→ MATERIAL FOR THIS EXERCISE
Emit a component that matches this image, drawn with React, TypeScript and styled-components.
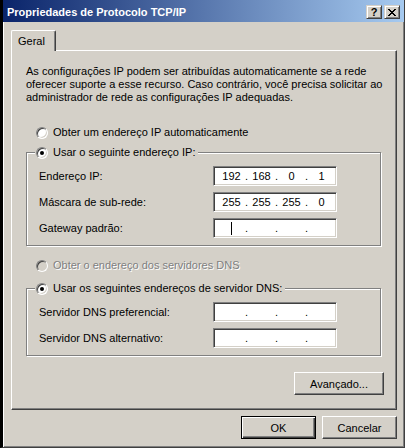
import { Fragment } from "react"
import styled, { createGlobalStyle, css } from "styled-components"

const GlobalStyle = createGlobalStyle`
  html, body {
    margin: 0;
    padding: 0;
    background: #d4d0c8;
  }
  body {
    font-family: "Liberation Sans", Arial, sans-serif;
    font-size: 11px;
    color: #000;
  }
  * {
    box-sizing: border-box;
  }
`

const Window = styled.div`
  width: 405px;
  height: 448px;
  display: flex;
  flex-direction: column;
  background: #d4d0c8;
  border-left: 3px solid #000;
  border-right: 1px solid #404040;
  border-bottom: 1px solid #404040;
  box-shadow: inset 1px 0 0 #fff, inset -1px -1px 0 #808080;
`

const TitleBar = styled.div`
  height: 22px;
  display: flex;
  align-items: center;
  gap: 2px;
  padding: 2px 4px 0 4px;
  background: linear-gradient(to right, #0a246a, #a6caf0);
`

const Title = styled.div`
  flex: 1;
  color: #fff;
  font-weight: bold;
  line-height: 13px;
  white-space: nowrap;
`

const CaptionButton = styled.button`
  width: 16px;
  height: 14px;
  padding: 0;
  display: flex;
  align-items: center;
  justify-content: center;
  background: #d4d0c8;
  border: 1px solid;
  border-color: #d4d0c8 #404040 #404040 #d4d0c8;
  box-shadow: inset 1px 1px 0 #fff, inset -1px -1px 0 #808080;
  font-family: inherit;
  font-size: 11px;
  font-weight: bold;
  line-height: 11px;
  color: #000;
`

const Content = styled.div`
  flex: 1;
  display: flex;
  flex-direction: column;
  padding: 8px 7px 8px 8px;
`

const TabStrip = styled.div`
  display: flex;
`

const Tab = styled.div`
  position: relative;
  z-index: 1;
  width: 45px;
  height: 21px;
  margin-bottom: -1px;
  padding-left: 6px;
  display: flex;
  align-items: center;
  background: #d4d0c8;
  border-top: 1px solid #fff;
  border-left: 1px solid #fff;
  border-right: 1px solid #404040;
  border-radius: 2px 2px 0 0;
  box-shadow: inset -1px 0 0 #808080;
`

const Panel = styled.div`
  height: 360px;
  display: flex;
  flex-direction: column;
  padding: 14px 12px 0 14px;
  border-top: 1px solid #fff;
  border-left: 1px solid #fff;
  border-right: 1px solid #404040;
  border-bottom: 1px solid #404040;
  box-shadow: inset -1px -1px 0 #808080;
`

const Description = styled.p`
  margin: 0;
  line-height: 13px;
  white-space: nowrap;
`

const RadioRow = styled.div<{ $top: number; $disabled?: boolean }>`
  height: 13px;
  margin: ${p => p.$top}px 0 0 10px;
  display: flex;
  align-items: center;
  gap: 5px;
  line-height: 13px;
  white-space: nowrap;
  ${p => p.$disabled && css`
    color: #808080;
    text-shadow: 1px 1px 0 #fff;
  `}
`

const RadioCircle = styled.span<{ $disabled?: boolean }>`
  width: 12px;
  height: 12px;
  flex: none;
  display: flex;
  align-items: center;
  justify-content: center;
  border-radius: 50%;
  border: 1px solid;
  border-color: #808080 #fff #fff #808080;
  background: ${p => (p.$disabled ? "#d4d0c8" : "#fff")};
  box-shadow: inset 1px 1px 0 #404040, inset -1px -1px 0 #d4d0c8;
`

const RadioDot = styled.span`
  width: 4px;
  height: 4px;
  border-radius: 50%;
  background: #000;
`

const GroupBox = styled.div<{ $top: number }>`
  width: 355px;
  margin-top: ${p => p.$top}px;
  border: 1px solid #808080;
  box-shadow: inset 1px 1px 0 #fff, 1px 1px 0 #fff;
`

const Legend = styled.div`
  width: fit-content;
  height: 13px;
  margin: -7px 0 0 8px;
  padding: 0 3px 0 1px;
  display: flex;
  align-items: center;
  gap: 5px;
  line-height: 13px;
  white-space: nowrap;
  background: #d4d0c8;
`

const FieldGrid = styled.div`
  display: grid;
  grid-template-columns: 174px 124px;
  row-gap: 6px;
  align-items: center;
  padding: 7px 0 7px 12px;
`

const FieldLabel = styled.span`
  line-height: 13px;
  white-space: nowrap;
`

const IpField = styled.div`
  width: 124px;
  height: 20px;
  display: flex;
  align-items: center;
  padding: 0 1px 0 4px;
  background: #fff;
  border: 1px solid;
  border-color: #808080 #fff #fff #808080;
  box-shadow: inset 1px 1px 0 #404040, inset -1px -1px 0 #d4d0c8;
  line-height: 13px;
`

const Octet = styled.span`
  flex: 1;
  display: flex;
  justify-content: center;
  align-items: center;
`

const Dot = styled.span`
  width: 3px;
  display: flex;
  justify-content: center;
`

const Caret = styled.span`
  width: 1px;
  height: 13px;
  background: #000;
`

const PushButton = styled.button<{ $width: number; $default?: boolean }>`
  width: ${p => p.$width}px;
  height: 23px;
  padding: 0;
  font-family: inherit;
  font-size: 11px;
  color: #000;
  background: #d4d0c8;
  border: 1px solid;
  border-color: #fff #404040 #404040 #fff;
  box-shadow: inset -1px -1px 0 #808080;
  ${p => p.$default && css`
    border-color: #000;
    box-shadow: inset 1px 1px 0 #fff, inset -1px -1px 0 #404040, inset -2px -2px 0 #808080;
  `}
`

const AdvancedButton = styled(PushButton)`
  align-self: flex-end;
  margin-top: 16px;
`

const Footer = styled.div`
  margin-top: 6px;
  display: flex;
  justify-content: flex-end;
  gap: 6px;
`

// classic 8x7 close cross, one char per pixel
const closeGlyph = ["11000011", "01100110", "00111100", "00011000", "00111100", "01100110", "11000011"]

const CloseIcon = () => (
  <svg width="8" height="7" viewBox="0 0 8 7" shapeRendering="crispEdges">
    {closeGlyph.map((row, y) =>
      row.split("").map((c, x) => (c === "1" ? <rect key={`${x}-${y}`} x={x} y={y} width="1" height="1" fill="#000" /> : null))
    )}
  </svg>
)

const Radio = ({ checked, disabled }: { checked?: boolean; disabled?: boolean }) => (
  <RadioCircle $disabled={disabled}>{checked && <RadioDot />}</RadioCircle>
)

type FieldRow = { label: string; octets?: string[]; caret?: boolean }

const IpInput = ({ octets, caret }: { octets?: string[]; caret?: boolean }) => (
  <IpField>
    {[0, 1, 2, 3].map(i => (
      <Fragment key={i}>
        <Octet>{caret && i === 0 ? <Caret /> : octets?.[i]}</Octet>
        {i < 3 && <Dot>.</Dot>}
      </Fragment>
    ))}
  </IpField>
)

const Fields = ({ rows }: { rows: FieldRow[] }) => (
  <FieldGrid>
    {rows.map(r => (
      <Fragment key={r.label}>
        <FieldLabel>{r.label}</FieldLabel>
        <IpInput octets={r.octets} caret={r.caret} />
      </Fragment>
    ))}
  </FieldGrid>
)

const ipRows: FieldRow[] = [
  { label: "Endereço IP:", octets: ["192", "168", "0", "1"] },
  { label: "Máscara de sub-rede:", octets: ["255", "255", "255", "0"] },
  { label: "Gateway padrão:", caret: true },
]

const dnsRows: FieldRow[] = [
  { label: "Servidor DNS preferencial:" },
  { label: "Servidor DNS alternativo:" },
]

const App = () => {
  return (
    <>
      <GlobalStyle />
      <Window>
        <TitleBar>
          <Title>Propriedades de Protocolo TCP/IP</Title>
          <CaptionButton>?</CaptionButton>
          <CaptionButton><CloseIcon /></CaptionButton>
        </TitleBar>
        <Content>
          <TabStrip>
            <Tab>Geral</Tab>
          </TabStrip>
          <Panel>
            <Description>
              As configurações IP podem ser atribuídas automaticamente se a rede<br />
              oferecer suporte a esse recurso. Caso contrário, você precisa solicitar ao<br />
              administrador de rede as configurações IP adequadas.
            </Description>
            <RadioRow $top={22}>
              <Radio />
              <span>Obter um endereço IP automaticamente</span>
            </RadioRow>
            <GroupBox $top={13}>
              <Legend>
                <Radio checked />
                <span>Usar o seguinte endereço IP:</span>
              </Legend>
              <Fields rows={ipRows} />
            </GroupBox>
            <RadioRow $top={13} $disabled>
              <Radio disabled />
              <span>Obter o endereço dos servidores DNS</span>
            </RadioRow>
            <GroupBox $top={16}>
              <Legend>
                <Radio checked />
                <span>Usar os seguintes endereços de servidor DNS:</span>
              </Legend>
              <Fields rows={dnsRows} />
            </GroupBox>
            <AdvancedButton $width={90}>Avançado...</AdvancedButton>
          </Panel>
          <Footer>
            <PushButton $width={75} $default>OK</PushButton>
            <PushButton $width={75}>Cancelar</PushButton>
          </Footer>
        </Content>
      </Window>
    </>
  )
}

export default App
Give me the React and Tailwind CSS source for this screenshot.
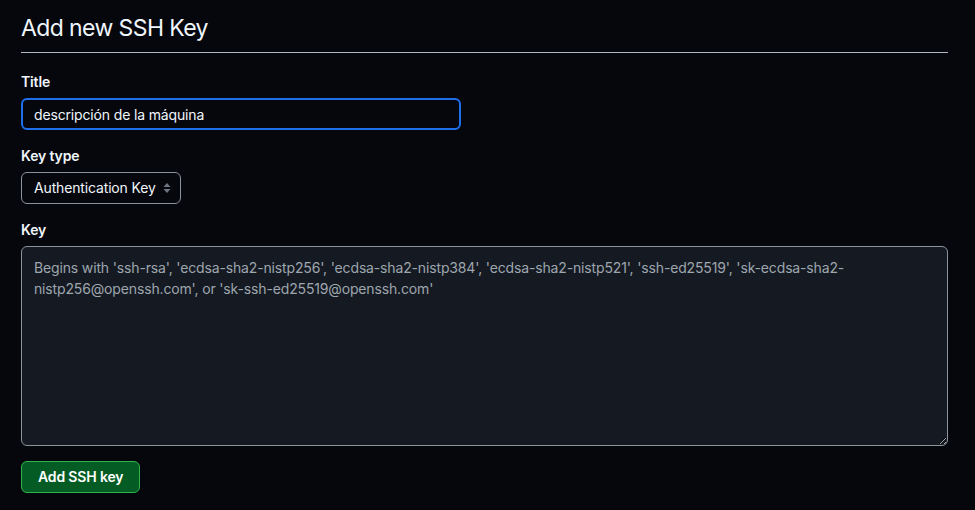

==

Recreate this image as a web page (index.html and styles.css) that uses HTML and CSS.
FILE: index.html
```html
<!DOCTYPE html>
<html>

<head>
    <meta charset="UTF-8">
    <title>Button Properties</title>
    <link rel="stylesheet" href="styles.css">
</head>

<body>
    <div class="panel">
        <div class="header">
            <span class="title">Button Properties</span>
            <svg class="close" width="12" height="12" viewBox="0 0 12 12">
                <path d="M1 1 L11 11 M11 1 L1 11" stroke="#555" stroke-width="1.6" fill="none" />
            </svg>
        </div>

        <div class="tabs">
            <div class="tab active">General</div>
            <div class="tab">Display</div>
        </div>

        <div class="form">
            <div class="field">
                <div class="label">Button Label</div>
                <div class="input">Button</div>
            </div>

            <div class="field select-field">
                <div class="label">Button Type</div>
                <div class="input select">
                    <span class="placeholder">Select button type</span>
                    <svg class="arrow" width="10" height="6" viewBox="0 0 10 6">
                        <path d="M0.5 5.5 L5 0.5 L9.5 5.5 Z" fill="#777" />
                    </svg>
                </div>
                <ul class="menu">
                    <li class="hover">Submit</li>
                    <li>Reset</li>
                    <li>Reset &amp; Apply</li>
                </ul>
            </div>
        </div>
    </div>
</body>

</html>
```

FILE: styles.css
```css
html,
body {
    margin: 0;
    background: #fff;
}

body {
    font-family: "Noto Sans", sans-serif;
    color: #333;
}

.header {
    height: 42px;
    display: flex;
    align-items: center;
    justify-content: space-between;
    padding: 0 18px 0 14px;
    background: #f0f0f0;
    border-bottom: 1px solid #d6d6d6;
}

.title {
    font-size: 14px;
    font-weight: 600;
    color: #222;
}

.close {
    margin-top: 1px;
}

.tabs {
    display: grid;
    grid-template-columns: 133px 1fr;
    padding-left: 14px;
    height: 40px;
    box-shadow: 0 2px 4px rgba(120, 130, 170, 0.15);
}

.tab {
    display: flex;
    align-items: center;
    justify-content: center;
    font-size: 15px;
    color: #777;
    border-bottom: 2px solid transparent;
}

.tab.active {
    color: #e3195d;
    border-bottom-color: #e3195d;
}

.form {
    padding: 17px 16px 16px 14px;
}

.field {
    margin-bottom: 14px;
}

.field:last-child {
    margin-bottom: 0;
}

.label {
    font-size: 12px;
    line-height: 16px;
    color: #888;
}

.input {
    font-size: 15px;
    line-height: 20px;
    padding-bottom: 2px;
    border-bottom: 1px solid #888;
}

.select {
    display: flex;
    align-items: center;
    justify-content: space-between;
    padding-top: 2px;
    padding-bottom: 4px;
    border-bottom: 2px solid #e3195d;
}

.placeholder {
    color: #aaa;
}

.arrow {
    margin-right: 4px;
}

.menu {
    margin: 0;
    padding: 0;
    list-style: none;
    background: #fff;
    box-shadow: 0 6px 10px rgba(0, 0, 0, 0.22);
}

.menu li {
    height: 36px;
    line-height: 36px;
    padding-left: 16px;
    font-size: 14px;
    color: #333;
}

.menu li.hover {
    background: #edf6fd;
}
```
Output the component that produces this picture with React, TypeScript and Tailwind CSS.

→ TO DO
Identify every line above with the string "that" in it. Copy those lines.

→ WORKED ANSWER
Emit a component that matches this image, drawn with React, TypeScript and styled-components.
Recreate this image as a web page (index.html and styles.css) that uses HTML and CSS.
Output the component that produces this picture with React, TypeScript and Tailwind CSS.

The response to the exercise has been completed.